- [WHAT THIS TASK INVOLVES]:
State how many lines in the listing below include the word "styles", and add nothing besides the number.

##### DATASET RECORDS #####

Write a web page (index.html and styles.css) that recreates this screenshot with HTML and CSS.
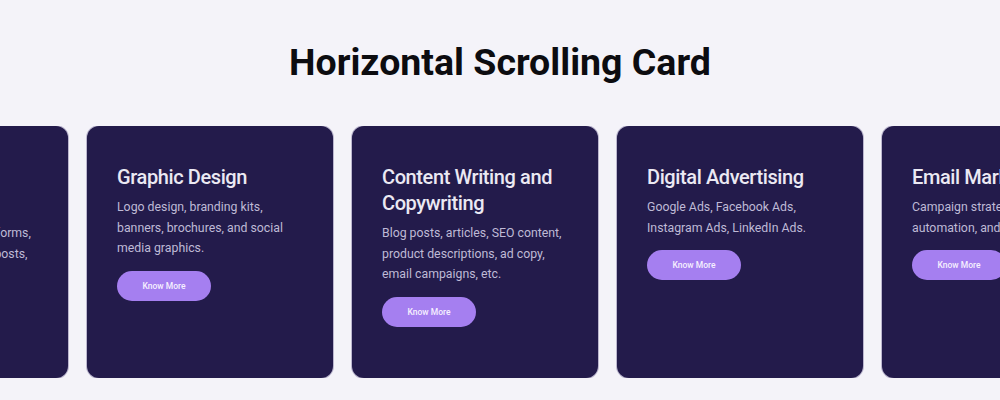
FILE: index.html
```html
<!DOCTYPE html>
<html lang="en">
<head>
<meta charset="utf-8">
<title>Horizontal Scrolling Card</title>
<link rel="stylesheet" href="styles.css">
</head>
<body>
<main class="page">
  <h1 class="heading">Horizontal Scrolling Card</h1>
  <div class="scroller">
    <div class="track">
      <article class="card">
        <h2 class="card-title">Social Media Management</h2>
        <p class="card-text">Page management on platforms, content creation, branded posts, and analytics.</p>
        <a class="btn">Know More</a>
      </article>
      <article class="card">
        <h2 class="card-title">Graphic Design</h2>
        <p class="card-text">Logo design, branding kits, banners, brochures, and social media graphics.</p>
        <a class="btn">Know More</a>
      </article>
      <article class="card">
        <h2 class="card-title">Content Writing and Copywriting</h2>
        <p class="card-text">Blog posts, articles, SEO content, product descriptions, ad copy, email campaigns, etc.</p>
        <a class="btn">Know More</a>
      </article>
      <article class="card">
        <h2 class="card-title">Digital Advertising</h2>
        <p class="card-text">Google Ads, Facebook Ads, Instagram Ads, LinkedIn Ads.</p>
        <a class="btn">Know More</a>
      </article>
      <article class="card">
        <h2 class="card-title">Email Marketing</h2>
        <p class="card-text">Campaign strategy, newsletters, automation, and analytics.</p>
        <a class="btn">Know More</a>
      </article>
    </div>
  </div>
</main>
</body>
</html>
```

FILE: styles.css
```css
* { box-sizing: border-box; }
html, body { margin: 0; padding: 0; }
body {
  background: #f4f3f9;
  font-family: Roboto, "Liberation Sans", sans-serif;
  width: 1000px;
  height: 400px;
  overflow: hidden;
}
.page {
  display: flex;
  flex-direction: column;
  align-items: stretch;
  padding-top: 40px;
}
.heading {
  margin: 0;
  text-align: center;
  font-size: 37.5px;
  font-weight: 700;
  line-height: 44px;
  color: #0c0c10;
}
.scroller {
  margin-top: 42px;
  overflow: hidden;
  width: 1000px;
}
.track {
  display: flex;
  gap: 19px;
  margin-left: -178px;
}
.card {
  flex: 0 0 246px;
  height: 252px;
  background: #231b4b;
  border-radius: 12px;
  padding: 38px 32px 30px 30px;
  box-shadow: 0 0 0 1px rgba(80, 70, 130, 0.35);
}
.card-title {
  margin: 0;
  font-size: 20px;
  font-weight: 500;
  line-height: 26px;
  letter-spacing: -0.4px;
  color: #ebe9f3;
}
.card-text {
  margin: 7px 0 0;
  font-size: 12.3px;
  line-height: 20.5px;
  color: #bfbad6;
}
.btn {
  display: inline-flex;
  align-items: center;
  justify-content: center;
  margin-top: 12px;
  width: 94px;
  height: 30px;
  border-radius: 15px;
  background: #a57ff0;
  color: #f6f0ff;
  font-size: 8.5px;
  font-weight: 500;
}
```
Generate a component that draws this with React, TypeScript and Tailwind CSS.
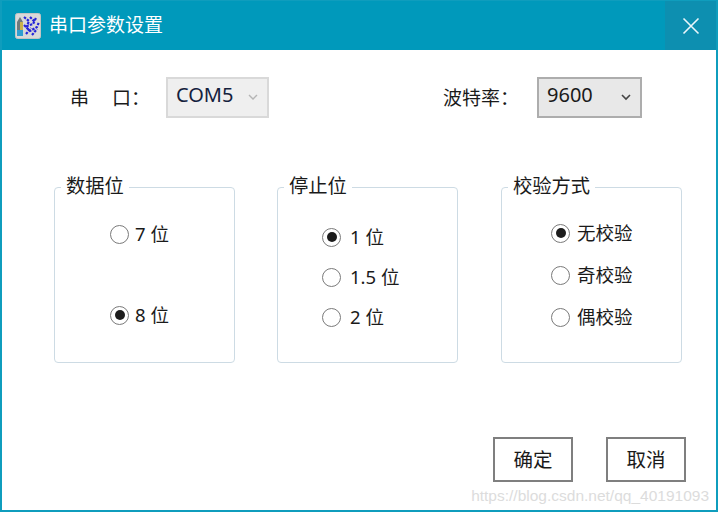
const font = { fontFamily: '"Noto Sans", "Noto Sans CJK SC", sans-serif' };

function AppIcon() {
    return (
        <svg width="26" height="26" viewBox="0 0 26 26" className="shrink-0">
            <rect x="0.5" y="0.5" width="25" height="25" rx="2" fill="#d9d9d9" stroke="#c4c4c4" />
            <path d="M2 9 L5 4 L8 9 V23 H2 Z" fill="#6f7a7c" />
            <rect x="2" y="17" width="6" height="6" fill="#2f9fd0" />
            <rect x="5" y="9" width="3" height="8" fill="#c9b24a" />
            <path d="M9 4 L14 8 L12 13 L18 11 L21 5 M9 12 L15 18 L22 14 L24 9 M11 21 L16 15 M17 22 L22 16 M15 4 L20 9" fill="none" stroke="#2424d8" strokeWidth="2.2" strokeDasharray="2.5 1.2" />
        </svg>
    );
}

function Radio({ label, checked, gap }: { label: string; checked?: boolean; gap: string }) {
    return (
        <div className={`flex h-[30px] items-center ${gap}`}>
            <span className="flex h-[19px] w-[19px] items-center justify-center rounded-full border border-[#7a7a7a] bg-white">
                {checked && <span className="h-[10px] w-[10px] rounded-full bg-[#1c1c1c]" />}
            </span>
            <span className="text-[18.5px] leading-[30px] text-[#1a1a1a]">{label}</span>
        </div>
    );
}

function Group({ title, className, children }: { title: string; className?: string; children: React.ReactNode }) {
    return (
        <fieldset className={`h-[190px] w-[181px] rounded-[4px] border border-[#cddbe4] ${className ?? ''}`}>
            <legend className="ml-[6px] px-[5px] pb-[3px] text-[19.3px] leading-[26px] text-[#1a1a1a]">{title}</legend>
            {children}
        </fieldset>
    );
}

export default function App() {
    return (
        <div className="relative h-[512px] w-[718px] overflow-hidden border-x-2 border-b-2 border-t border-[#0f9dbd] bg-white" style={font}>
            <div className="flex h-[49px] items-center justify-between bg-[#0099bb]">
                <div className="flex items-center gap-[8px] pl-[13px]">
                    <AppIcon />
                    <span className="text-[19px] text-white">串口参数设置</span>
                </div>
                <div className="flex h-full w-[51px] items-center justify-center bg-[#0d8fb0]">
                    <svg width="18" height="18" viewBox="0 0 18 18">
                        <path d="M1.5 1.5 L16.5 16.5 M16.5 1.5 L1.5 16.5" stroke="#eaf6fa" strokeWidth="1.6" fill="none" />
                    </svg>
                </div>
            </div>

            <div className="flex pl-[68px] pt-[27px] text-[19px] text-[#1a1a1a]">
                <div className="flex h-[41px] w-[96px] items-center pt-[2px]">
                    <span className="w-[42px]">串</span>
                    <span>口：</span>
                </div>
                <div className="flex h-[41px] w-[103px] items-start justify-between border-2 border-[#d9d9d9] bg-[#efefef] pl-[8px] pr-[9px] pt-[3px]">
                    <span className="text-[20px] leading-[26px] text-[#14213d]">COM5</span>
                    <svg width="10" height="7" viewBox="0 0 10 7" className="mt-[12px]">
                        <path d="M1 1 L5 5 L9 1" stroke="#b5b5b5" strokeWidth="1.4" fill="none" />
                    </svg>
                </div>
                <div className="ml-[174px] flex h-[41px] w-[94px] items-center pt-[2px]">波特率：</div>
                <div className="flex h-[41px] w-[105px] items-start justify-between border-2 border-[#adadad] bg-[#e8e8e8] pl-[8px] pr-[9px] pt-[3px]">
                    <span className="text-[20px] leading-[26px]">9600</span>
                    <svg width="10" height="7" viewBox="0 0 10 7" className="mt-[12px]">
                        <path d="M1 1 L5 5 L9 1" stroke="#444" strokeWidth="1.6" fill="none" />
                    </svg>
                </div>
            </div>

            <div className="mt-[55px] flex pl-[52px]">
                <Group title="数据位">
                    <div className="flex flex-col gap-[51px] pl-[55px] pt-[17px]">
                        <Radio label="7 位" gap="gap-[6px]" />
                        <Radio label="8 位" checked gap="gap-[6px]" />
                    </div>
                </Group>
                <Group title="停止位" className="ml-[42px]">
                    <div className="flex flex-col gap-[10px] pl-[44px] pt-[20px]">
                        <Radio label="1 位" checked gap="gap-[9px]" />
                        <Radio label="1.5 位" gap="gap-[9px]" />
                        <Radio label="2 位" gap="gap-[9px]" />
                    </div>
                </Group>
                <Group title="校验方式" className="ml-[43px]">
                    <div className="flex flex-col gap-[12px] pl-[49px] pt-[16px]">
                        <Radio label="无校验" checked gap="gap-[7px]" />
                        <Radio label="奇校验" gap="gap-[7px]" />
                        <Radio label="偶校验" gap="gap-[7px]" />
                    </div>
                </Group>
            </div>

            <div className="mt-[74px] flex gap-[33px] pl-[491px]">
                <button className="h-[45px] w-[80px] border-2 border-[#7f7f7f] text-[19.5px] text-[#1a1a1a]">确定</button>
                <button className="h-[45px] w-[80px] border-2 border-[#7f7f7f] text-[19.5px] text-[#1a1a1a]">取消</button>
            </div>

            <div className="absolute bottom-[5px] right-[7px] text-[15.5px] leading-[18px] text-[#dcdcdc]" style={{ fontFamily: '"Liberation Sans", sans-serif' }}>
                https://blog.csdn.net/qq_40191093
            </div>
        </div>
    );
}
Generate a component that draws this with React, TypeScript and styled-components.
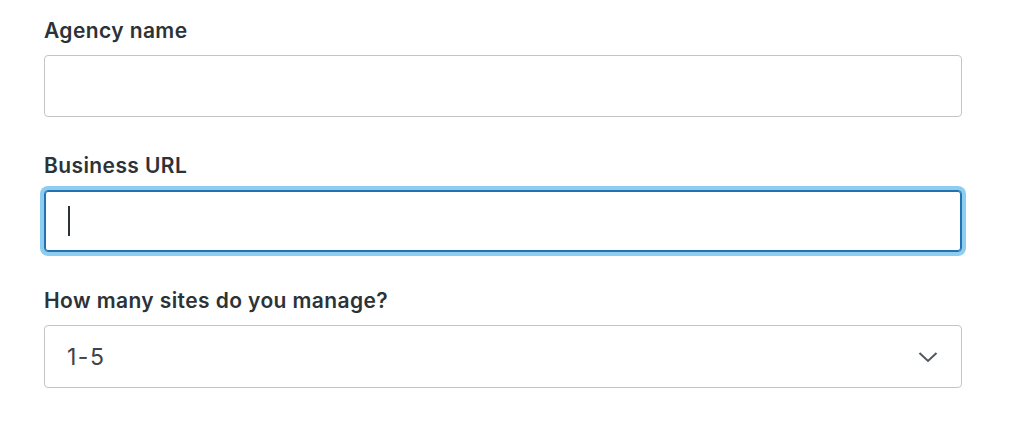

#####

- [RESPONSE]:
3